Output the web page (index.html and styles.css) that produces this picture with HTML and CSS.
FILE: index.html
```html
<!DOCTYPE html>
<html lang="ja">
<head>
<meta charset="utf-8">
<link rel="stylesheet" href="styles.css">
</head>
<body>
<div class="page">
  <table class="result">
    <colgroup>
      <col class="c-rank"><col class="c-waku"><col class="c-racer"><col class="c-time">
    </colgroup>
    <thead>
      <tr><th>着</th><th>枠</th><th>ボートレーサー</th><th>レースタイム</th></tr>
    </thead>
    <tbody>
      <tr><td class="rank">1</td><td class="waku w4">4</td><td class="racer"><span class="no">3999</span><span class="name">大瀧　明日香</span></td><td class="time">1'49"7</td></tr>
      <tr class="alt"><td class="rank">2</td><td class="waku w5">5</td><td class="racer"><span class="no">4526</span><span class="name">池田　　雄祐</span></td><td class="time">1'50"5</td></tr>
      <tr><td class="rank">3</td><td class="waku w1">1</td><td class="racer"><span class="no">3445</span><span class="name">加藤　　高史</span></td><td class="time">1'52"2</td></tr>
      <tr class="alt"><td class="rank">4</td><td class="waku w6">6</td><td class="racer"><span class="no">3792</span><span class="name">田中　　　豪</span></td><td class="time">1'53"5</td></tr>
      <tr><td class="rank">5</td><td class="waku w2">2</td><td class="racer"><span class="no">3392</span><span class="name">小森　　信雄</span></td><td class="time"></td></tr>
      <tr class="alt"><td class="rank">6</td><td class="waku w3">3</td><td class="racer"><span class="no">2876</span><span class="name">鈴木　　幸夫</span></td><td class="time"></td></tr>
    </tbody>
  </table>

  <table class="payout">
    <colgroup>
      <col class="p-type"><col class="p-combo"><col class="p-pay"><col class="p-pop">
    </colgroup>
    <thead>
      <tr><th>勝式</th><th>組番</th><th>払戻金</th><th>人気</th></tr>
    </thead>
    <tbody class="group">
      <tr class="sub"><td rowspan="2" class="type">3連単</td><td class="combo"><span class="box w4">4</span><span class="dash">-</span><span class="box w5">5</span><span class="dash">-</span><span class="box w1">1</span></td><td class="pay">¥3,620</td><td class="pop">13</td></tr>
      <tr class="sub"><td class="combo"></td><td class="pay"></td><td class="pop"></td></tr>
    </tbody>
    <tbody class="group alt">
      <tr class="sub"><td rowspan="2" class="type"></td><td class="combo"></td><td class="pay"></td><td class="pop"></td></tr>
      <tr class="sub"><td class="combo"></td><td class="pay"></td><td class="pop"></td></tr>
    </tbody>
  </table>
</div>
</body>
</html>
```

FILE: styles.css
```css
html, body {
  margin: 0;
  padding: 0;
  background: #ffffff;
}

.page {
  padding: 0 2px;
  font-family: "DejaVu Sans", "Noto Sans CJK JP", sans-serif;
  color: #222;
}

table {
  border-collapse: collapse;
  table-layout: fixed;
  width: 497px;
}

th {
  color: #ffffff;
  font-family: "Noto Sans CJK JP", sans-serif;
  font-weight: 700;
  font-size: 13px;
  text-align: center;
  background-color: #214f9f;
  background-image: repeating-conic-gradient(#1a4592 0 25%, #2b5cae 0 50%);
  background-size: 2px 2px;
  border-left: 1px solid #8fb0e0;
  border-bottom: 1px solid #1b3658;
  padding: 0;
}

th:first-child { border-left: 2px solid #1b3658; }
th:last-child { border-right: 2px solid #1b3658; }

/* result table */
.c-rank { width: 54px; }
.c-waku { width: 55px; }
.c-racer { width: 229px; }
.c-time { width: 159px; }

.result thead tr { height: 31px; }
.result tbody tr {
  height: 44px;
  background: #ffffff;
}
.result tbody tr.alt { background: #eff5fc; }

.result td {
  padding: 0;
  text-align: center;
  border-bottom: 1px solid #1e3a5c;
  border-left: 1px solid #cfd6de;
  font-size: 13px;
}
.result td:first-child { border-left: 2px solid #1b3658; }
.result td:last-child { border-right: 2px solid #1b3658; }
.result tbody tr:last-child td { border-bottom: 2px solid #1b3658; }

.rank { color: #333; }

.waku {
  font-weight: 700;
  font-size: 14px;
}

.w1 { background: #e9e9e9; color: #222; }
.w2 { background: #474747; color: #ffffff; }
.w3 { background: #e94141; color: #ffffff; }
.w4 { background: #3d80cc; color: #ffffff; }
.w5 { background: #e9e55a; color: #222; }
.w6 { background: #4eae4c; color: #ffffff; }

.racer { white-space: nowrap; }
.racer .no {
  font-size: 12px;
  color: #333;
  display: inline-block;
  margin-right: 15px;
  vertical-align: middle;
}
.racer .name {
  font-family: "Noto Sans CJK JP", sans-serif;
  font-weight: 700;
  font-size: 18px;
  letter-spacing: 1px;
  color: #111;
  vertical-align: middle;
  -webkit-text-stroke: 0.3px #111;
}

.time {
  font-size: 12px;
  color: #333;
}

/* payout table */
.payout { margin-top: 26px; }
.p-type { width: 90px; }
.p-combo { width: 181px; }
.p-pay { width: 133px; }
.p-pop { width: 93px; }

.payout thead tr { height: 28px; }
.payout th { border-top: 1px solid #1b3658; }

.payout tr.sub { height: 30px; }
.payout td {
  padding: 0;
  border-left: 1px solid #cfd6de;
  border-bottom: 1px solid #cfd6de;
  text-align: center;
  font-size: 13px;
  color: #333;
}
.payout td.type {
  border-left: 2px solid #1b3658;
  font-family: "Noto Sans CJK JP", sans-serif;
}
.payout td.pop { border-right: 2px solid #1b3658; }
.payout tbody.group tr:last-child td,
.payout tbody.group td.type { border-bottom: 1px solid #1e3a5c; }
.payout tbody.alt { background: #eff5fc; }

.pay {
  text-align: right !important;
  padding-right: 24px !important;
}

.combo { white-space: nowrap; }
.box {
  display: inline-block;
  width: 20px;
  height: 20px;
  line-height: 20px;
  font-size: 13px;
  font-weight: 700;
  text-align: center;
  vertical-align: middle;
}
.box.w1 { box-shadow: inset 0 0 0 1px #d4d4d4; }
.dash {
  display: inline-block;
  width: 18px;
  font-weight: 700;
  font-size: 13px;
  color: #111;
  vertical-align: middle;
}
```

▶ Exercise description
Set out the complete listing exactly as shown.

▶ Reply to the exercise
Output the web page (index.html and styles.css) that produces this picture with HTML and CSS.
FILE: index.html
```html
<!DOCTYPE html>
<html lang="ja">
<head>
<meta charset="utf-8">
<link rel="stylesheet" href="styles.css">
</head>
<body>
<div class="page">
  <table class="result">
    <colgroup>
      <col class="c-rank"><col class="c-waku"><col class="c-racer"><col class="c-time">
    </colgroup>
    <thead>
      <tr><th>着</th><th>枠</th><th>ボートレーサー</th><th>レースタイム</th></tr>
    </thead>
    <tbody>
      <tr><td class="rank">1</td><td class="waku w4">4</td><td class="racer"><span class="no">3999</span><span class="name">大瀧　明日香</span></td><td class="time">1'49"7</td></tr>
      <tr class="alt"><td class="rank">2</td><td class="waku w5">5</td><td class="racer"><span class="no">4526</span><span class="name">池田　　雄祐</span></td><td class="time">1'50"5</td></tr>
      <tr><td class="rank">3</td><td class="waku w1">1</td><td class="racer"><span class="no">3445</span><span class="name">加藤　　高史</span></td><td class="time">1'52"2</td></tr>
      <tr class="alt"><td class="rank">4</td><td class="waku w6">6</td><td class="racer"><span class="no">3792</span><span class="name">田中　　　豪</span></td><td class="time">1'53"5</td></tr>
      <tr><td class="rank">5</td><td class="waku w2">2</td><td class="racer"><span class="no">3392</span><span class="name">小森　　信雄</span></td><td class="time"></td></tr>
      <tr class="alt"><td class="rank">6</td><td class="waku w3">3</td><td class="racer"><span class="no">2876</span><span class="name">鈴木　　幸夫</span></td><td class="time"></td></tr>
    </tbody>
  </table>

  <table class="payout">
    <colgroup>
      <col class="p-type"><col class="p-combo"><col class="p-pay"><col class="p-pop">
    </colgroup>
    <thead>
      <tr><th>勝式</th><th>組番</th><th>払戻金</th><th>人気</th></tr>
    </thead>
    <tbody class="group">
      <tr class="sub"><td rowspan="2" class="type">3連単</td><td class="combo"><span class="box w4">4</span><span class="dash">-</span><span class="box w5">5</span><span class="dash">-</span><span class="box w1">1</span></td><td class="pay">¥3,620</td><td class="pop">13</td></tr>
      <tr class="sub"><td class="combo"></td><td class="pay"></td><td class="pop"></td></tr>
    </tbody>
    <tbody class="group alt">
      <tr class="sub"><td rowspan="2" class="type"></td><td class="combo"></td><td class="pay"></td><td class="pop"></td></tr>
      <tr class="sub"><td class="combo"></td><td class="pay"></td><td class="pop"></td></tr>
    </tbody>
  </table>
</div>
</body>
</html>
```

FILE: styles.css
```css
html, body {
  margin: 0;
  padding: 0;
  background: #ffffff;
}

.page {
  padding: 0 2px;
  font-family: "DejaVu Sans", "Noto Sans CJK JP", sans-serif;
  color: #222;
}

table {
  border-collapse: collapse;
  table-layout: fixed;
  width: 497px;
}

th {
  color: #ffffff;
  font-family: "Noto Sans CJK JP", sans-serif;
  font-weight: 700;
  font-size: 13px;
  text-align: center;
  background-color: #214f9f;
  background-image: repeating-conic-gradient(#1a4592 0 25%, #2b5cae 0 50%);
  background-size: 2px 2px;
  border-left: 1px solid #8fb0e0;
  border-bottom: 1px solid #1b3658;
  padding: 0;
}

th:first-child { border-left: 2px solid #1b3658; }
th:last-child { border-right: 2px solid #1b3658; }

/* result table */
.c-rank { width: 54px; }
.c-waku { width: 55px; }
.c-racer { width: 229px; }
.c-time { width: 159px; }

.result thead tr { height: 31px; }
.result tbody tr {
  height: 44px;
  background: #ffffff;
}
.result tbody tr.alt { background: #eff5fc; }

.result td {
  padding: 0;
  text-align: center;
  border-bottom: 1px solid #1e3a5c;
  border-left: 1px solid #cfd6de;
  font-size: 13px;
}
.result td:first-child { border-left: 2px solid #1b3658; }
.result td:last-child { border-right: 2px solid #1b3658; }
.result tbody tr:last-child td { border-bottom: 2px solid #1b3658; }

.rank { color: #333; }

.waku {
  font-weight: 700;
  font-size: 14px;
}

.w1 { background: #e9e9e9; color: #222; }
.w2 { background: #474747; color: #ffffff; }
.w3 { background: #e94141; color: #ffffff; }
.w4 { background: #3d80cc; color: #ffffff; }
.w5 { background: #e9e55a; color: #222; }
.w6 { background: #4eae4c; color: #ffffff; }

.racer { white-space: nowrap; }
.racer .no {
  font-size: 12px;
  color: #333;
  display: inline-block;
  margin-right: 15px;
  vertical-align: middle;
}
.racer .name {
  font-family: "Noto Sans CJK JP", sans-serif;
  font-weight: 700;
  font-size: 18px;
  letter-spacing: 1px;
  color: #111;
  vertical-align: middle;
  -webkit-text-stroke: 0.3px #111;
}

.time {
  font-size: 12px;
  color: #333;
}

/* payout table */
.payout { margin-top: 26px; }
.p-type { width: 90px; }
.p-combo { width: 181px; }
.p-pay { width: 133px; }
.p-pop { width: 93px; }

.payout thead tr { height: 28px; }
.payout th { border-top: 1px solid #1b3658; }

.payout tr.sub { height: 30px; }
.payout td {
  padding: 0;
  border-left: 1px solid #cfd6de;
  border-bottom: 1px solid #cfd6de;
  text-align: center;
  font-size: 13px;
  color: #333;
}
.payout td.type {
  border-left: 2px solid #1b3658;
  font-family: "Noto Sans CJK JP", sans-serif;
}
.payout td.pop { border-right: 2px solid #1b3658; }
.payout tbody.group tr:last-child td,
.payout tbody.group td.type { border-bottom: 1px solid #1e3a5c; }
.payout tbody.alt { background: #eff5fc; }

.pay {
  text-align: right !important;
  padding-right: 24px !important;
}

.combo { white-space: nowrap; }
.box {
  display: inline-block;
  width: 20px;
  height: 20px;
  line-height: 20px;
  font-size: 13px;
  font-weight: 700;
  text-align: center;
  vertical-align: middle;
}
.box.w1 { box-shadow: inset 0 0 0 1px #d4d4d4; }
.dash {
  display: inline-block;
  width: 18px;
  font-weight: 700;
  font-size: 13px;
  color: #111;
  vertical-align: middle;
}
```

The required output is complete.